Unfortunately, through these touching rituals, one still remains a parent: “Don’t throw that in the fire”, “Leave your sister alone”, “Marshmallows aren’t for breakfast”, “Don’t throw your sister in the fire”, “OK, have a marshmallow, but don’t tell your mother.”
Hikes along the Atlantic Coast are mesmerizing, until whale watching is interrupted by the strains of dehydrated children who assumed “hike” meant “get out of the car, look for toads, then drive to the nearest Dairy Queen.”
Maybe I’m just getting old and crotchety. After all, Kerouac began On the Road when he was only twenty-seven. Perhaps had he been forty it would have been titled On the Couch or In the Best Western.
Did Kerouac relish unzipping his tent to pee in the woods at three in the morning? In my sleepy disorientation, I began my night-time bathroom trips by trying to pry my flannel pajama bottoms from the flannel lining of my sleeping bag, and inevitably tripping over the tent’s vinyl doorstep, forcing me to crawl the first six feet toward the bullrushes which up until my arrival served as some other geezer’s bathroom. It’s only once I returned safely to my tent that I hear my child’s sweet, sleepy voice: “Daddy?” Yes? “I have to pee.”
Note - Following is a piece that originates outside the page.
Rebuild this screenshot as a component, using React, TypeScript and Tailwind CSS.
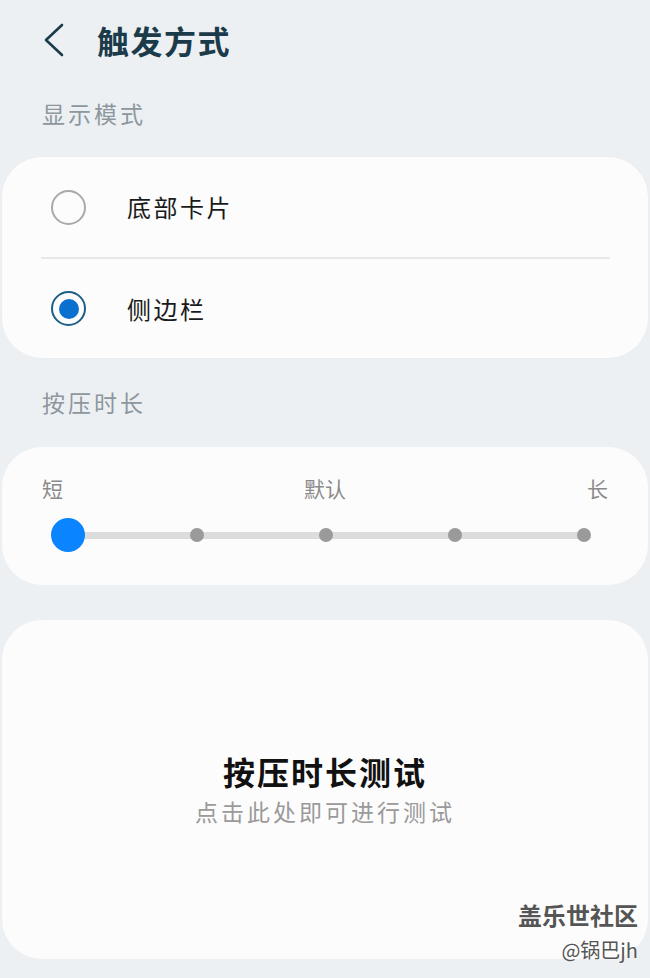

Only three hours until marshmallows for breakfast.
There were some magical moments: witnessing whale blows, watching seals frolic during our tour of Percé Rock, not blowing the minivan’s engine while climbing and falling over twelve hundred miles of Atlantic highway.
Ultimately, we got what we all needed most: time together as a family. It is rare in our daily lives that we are all together. School, after-school activities, mine and my wife’s cockamamie work schedules all contribute to a tag-team life style.
Despite it being only three nights, my wife and I even had time to get the kids in the tent with an hour to ourselves. We shared beer and most of a bottle of Burgundy before cuddling on our blow-up mattress.
Of course, before falling asleep, the remaining wine had to be securely corked and tucked into the trunk of the van; black bears apparently dig Burgundy.